My parents: “Do you need to eat that?”
My brother: “You don't want ice cream.”
My grandma: “Why don't we go to an OA meeting while you're visiting?”
My grandpa: “All you need to do to catch a man is lose those extra pounds.”
My sister: “You're fat because you have unexpressed anger.”
My cousins: “Did weight watchers stop working?”
My aunts and uncles: “Are you really happy at this weight?”
People I work with: “I cut out carbs and lost 20 pounds like snap!”
But it might as well all have been that stranger driving by me in his truck one day, as I stand with a friend on the sidewalk, laughing. As he speeds by he yells out the window, “Lose some weight, bitch!”
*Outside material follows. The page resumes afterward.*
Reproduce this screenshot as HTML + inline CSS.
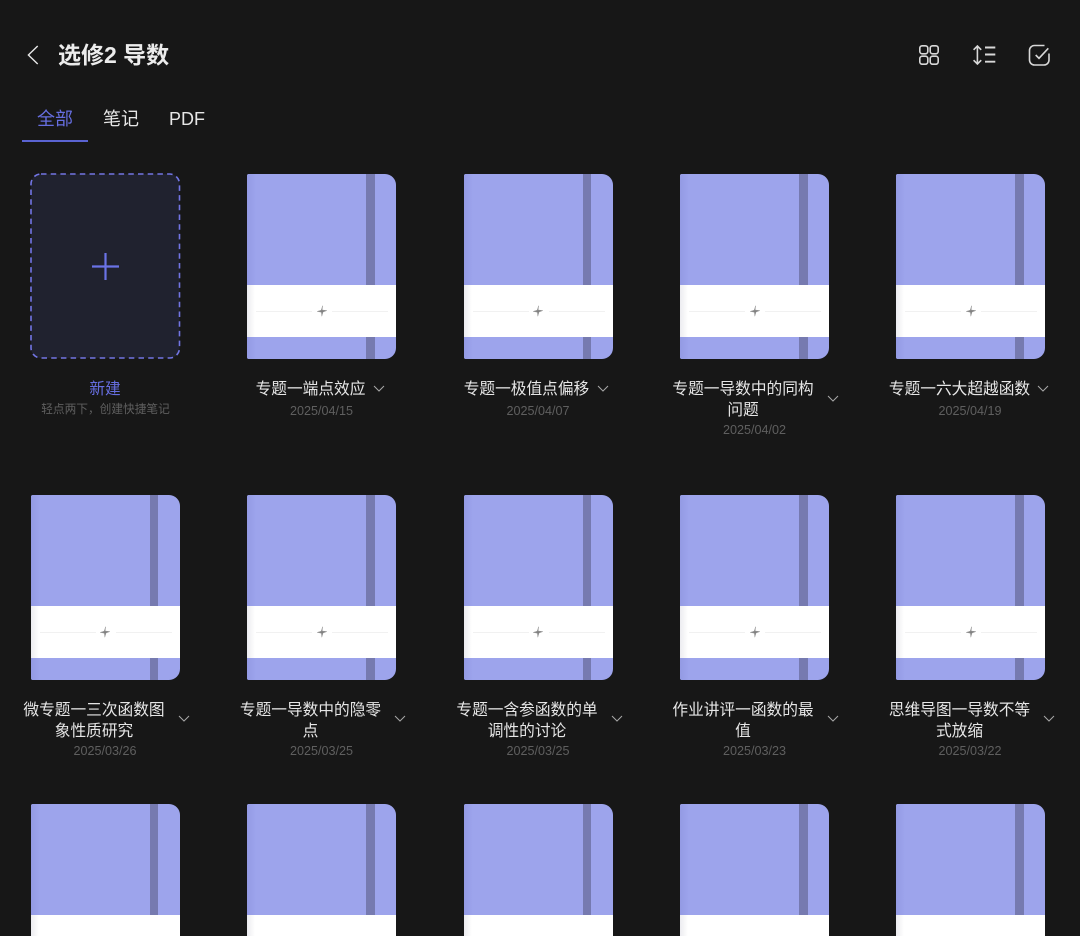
<!DOCTYPE html>
<html lang="zh"><head><meta charset="utf-8"><title>选修2 导数</title>
<style>
html,body{margin:0;padding:0;background:#171717;width:1080px;height:936px;overflow:hidden}
#p{position:relative;width:1080px;height:936px;overflow:hidden;font-family:"Liberation Sans","Noto Sans CJK SC",sans-serif}
.a{position:absolute;white-space:nowrap}
.b{position:absolute;width:149px;height:185px;background:#9da4ec;border-radius:2px 11px 11px 2px;overflow:hidden}
.b.r3{height:132px;border-radius:2px 11px 0 0}
.b i{position:absolute;display:block}
.b .s{left:0;top:0;width:9px;height:100%;background:linear-gradient(90deg,#939ae4,#9da4ec)}
.b .k{left:119px;top:0;width:8.5px;height:100%;background:#767ab0}
.b .w{left:0;top:111px;width:100%;height:52px;background:linear-gradient(90deg,#ececf0,#fff 8px)}
.b .l1{left:9px;top:137px;width:56px;height:1px;background:#f1f1f1}
.b .l2{left:85px;top:137px;width:56px;height:1px;background:#f1f1f1}
.b svg{position:absolute;left:68.5px;top:131px}
.t{position:absolute;transform:translateX(-50%);text-align:center;color:#e6e6e6;font-size:15.7px;line-height:21px;white-space:nowrap}
.d{position:absolute;transform:translateX(-50%);color:#5f5f5f;font-size:12.6px;line-height:16px;white-space:nowrap;font-family:"Liberation Sans",sans-serif}
.c{position:absolute;width:12px;height:7px}
</style></head><body><div id="p">

<svg class="a" style="left:24px;top:42px" width="18" height="26" viewBox="0 0 18 26"><path d="M13.7 4 4.4 13l9.3 9" fill="none" stroke="#e8e8e8" stroke-width="1.4"/></svg>
<div class="a" style="left:58px;top:39px;font-size:23px;line-height:32px;font-weight:700;color:#ececec">选修2 导数</div>

<svg class="a" style="left:915px;top:41px" width="28" height="28" viewBox="0 0 28 28" fill="none" stroke="#d8d8d8" stroke-width="1.6">
<rect x="4.8" y="4.8" width="8" height="8" rx="2.4"/><rect x="15.2" y="4.8" width="8" height="8" rx="2.4"/><rect x="4.8" y="15.2" width="8" height="8" rx="2.4"/><rect x="15.2" y="15.2" width="8" height="8" rx="2.4"/></svg>
<svg class="a" style="left:970px;top:41px" width="28" height="28" viewBox="0 0 28 28" fill="none" stroke="#d8d8d8" stroke-width="1.6">
<path d="M7.4 5v18M3.6 8.8 7.4 5l3.8 3.8M3.6 19.2 7.4 23l3.8-3.8"/><path d="M15 6.5h10.3M15 13.5h10.3M15 20.7h10.3" stroke-width="1.9"/></svg>
<svg class="a" style="left:1025px;top:41px" width="28" height="28" viewBox="0 0 28 28" fill="none" stroke="#d8d8d8" stroke-width="1.6">
<path d="M19.5 4.5H9.5a5 5 0 0 0-5 5v9.5a5 5 0 0 0 5 5h9.5a5 5 0 0 0 5-5v-6.5"/><path d="M10.7 14l3.3 3.3 9.3-10"/></svg>

<div class="a" style="left:37px;top:106px;font-size:18px;line-height:26px;color:#666ee0">全部</div>
<div class="a" style="left:103px;top:106px;font-size:18px;line-height:26px;color:#e6e6e6">笔记</div>
<div class="a" style="left:169px;top:106px;font-size:18px;line-height:26px;color:#e6e6e6">PDF</div>
<div class="a" style="left:21.5px;top:140px;width:66px;height:1.5px;background:#5a63d2"></div>

<svg class="a" style="left:30px;top:173px" width="151" height="186" viewBox="0 0 151 186">
<rect x="1" y="1" width="148.5" height="184" rx="10" fill="#20222f" stroke="#7275e4" stroke-width="1.6" stroke-dasharray="5.5 4.2"/>
<path d="M75.5 80v27M62 93.5h27" stroke="#6a73e6" stroke-width="2.2" fill="none"/></svg>
<div class="t" style="left:105px;top:379px;color:#666ee0">新建</div>
<div class="d" style="left:105.5px;top:402px;font-size:11.7px;font-family:'Liberation Sans','Noto Sans CJK SC',sans-serif;color:#5f5f5f">轻点两下，创建快捷笔记</div>

<!-- row 1 -->
<div class="b" style="left:247px;top:174px"><i class="s"></i><i class="k"></i><i class="w"></i><i class="l1"></i><i class="l2"></i><svg width="12" height="12" viewBox="0 0 12 12"><path d="M6.6.8 6.2 5 10.8 5.6 7 7 5.8 11.2 5.4 7.2 1.2 6.4 5.2 5.2Z" fill="#808080" stroke="#9a9a9a" stroke-width=".5"/></svg></div>
<div class="b" style="left:463.5px;top:174px"><i class="s"></i><i class="k"></i><i class="w"></i><i class="l1"></i><i class="l2"></i><svg width="12" height="12" viewBox="0 0 12 12"><path d="M6.6.8 6.2 5 10.8 5.6 7 7 5.8 11.2 5.4 7.2 1.2 6.4 5.2 5.2Z" fill="#808080" stroke="#9a9a9a" stroke-width=".5"/></svg></div>
<div class="b" style="left:680px;top:174px"><i class="s"></i><i class="k"></i><i class="w"></i><i class="l1"></i><i class="l2"></i><svg width="12" height="12" viewBox="0 0 12 12"><path d="M6.6.8 6.2 5 10.8 5.6 7 7 5.8 11.2 5.4 7.2 1.2 6.4 5.2 5.2Z" fill="#808080" stroke="#9a9a9a" stroke-width=".5"/></svg></div>
<div class="b" style="left:896px;top:174px"><i class="s"></i><i class="k"></i><i class="w"></i><i class="l1"></i><i class="l2"></i><svg width="12" height="12" viewBox="0 0 12 12"><path d="M6.6.8 6.2 5 10.8 5.6 7 7 5.8 11.2 5.4 7.2 1.2 6.4 5.2 5.2Z" fill="#808080" stroke="#9a9a9a" stroke-width=".5"/></svg></div>

<div class="t" style="left:310.5px;top:379px">专题一端点效应</div>
<div class="t" style="left:526.5px;top:379px">专题一极值点偏移</div>
<div class="t" style="left:743px;top:379px">专题一导数中的同构<br>问题</div>
<div class="t" style="left:959.5px;top:379px">专题一六大超越函数</div>
<div class="d" style="left:321.5px;top:403px">2025/04/15</div>
<div class="d" style="left:538px;top:403px">2025/04/07</div>
<div class="d" style="left:754.5px;top:422px">2025/04/02</div>
<div class="d" style="left:970px;top:403px">2025/04/19</div>
<svg class="c" style="left:373px;top:385px" viewBox="0 0 12 7"><path d="M1 1l5 5 5-5" fill="none" stroke="#a8a8a8" stroke-width="1"/></svg>
<svg class="c" style="left:597px;top:385px" viewBox="0 0 12 7"><path d="M1 1l5 5 5-5" fill="none" stroke="#a8a8a8" stroke-width="1"/></svg>
<svg class="c" style="left:827px;top:395px" viewBox="0 0 12 7"><path d="M1 1l5 5 5-5" fill="none" stroke="#a8a8a8" stroke-width="1"/></svg>
<svg class="c" style="left:1037px;top:385px" viewBox="0 0 12 7"><path d="M1 1l5 5 5-5" fill="none" stroke="#a8a8a8" stroke-width="1"/></svg>

<!-- row 2 -->
<div class="b" style="left:30.5px;top:494.5px"><i class="s"></i><i class="k"></i><i class="w"></i><i class="l1"></i><i class="l2"></i><svg width="12" height="12" viewBox="0 0 12 12"><path d="M6.6.8 6.2 5 10.8 5.6 7 7 5.8 11.2 5.4 7.2 1.2 6.4 5.2 5.2Z" fill="#808080" stroke="#9a9a9a" stroke-width=".5"/></svg></div>
<div class="b" style="left:247px;top:494.5px"><i class="s"></i><i class="k"></i><i class="w"></i><i class="l1"></i><i class="l2"></i><svg width="12" height="12" viewBox="0 0 12 12"><path d="M6.6.8 6.2 5 10.8 5.6 7 7 5.8 11.2 5.4 7.2 1.2 6.4 5.2 5.2Z" fill="#808080" stroke="#9a9a9a" stroke-width=".5"/></svg></div>
<div class="b" style="left:463.5px;top:494.5px"><i class="s"></i><i class="k"></i><i class="w"></i><i class="l1"></i><i class="l2"></i><svg width="12" height="12" viewBox="0 0 12 12"><path d="M6.6.8 6.2 5 10.8 5.6 7 7 5.8 11.2 5.4 7.2 1.2 6.4 5.2 5.2Z" fill="#808080" stroke="#9a9a9a" stroke-width=".5"/></svg></div>
<div class="b" style="left:680px;top:494.5px"><i class="s"></i><i class="k"></i><i class="w"></i><i class="l1"></i><i class="l2"></i><svg width="12" height="12" viewBox="0 0 12 12"><path d="M6.6.8 6.2 5 10.8 5.6 7 7 5.8 11.2 5.4 7.2 1.2 6.4 5.2 5.2Z" fill="#808080" stroke="#9a9a9a" stroke-width=".5"/></svg></div>
<div class="b" style="left:896px;top:494.5px"><i class="s"></i><i class="k"></i><i class="w"></i><i class="l1"></i><i class="l2"></i><svg width="12" height="12" viewBox="0 0 12 12"><path d="M6.6.8 6.2 5 10.8 5.6 7 7 5.8 11.2 5.4 7.2 1.2 6.4 5.2 5.2Z" fill="#808080" stroke="#9a9a9a" stroke-width=".5"/></svg></div>

<div class="t" style="left:94px;top:699.5px">微专题一三次函数图<br>象性质研究</div>
<div class="t" style="left:310.5px;top:699.5px">专题一导数中的隐零<br>点</div>
<div class="t" style="left:527px;top:699.5px">专题一含参函数的单<br>调性的讨论</div>
<div class="t" style="left:743px;top:699.5px">作业讲评一函数的最<br>值</div>
<div class="t" style="left:959.5px;top:699.5px">思维导图一导数不等<br>式放缩</div>
<div class="d" style="left:105px;top:743px">2025/03/26</div>
<div class="d" style="left:321.5px;top:743px">2025/03/25</div>
<div class="d" style="left:538px;top:743px">2025/03/25</div>
<div class="d" style="left:754.5px;top:743px">2025/03/23</div>
<div class="d" style="left:970px;top:743px">2025/03/22</div>
<svg class="c" style="left:178px;top:715px" viewBox="0 0 12 7"><path d="M1 1l5 5 5-5" fill="none" stroke="#a8a8a8" stroke-width="1"/></svg>
<svg class="c" style="left:394px;top:715px" viewBox="0 0 12 7"><path d="M1 1l5 5 5-5" fill="none" stroke="#a8a8a8" stroke-width="1"/></svg>
<svg class="c" style="left:611px;top:715px" viewBox="0 0 12 7"><path d="M1 1l5 5 5-5" fill="none" stroke="#a8a8a8" stroke-width="1"/></svg>
<svg class="c" style="left:827px;top:715px" viewBox="0 0 12 7"><path d="M1 1l5 5 5-5" fill="none" stroke="#a8a8a8" stroke-width="1"/></svg>
<svg class="c" style="left:1043px;top:715px" viewBox="0 0 12 7"><path d="M1 1l5 5 5-5" fill="none" stroke="#a8a8a8" stroke-width="1"/></svg>

<!-- row 3 -->
<div class="b r3" style="left:30.5px;top:804px"><i class="s"></i><i class="k"></i><i class="w"></i></div>
<div class="b r3" style="left:247px;top:804px"><i class="s"></i><i class="k"></i><i class="w"></i></div>
<div class="b r3" style="left:463.5px;top:804px"><i class="s"></i><i class="k"></i><i class="w"></i></div>
<div class="b r3" style="left:680px;top:804px"><i class="s"></i><i class="k"></i><i class="w"></i></div>
<div class="b r3" style="left:896px;top:804px"><i class="s"></i><i class="k"></i><i class="w"></i></div>

</div></body></html>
At 14 I was full to bursting with self-loathing and bread. Too responsible to cut myself or let my grades slip, I took it in, shame slathered across the toast with the butter. My self-esteem was a jenga game, a tower of crisscrossed blocks that they would take away one at a time, thoughtfully, carefully, until…
This is the child who came to Jesus that day in 1996. Who came weeping, crazed, terrified, but still trying to be good, still wanting for goodness because perhaps it was the only thing that could combat the truth she already knew deep, deep in her little, broken heart: I am bad.
Sixteen years later I would return to Jesus quietly, almost in secret, with the still same truth tucked firmly beneath my breastbone.